ON SUNDAY I came back from a part of southern African where it rains almost daily, and is therefore very green. Having left our country in February while it was raining normally, I was expecting a very green and wet ecosystem on my return. For some reason, none of the people I was regularly in touch with ever mentioned how dry and hot it had become back here. As a researcher on the subject, I read online newspapers on a daily basis. However, none of the ‘newspapers’ ever reported the severity of the drought in Zambia. I can’t blame them. According to traditional media logic, you report the agenda set by the news markers, often the leaders.

So, you can understand how shocked I was upon alighting from the aircraft to find that the country was actually dry and hot. I was shell shocked, if you see what I mean. I couldn’t believe it seeing the maize along airport road so dry that you can literary set it ablaze. Not even my two commercial farmer neighbors on Great East Road are spared. The soya and the maize, which looked so promising when I was leaving, are all destroyed. Almost total write-offs.
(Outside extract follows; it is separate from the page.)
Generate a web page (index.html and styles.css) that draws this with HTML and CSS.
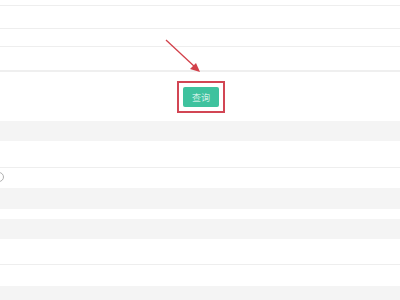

The following day I travelled to my village farm in Mungule. As I was driving along the 35-Kilometre stretch from the so-called 10 miles, what I saw was not any different from what I had already seen back in Lusaka east. Not a single field has green or fully matured maize. Here and there you see some green cotton and sunflower. However, these crops are not grown on a large scale and certainly not by a lot of farmers.

“Not a single farmer will have a harvest this year. No-one will even taste green maize. It is all gone,” one villager told me. Another one said to me, “Last year (2017/19 season) we had a dry spell but towards the end, we had good rains which resulted in some harvests. This year, we have had no rain since February.” A village headman was more worried about water for the animals. “This is March but the stream (Chuunga) is already ‘breaking up,” he lamented.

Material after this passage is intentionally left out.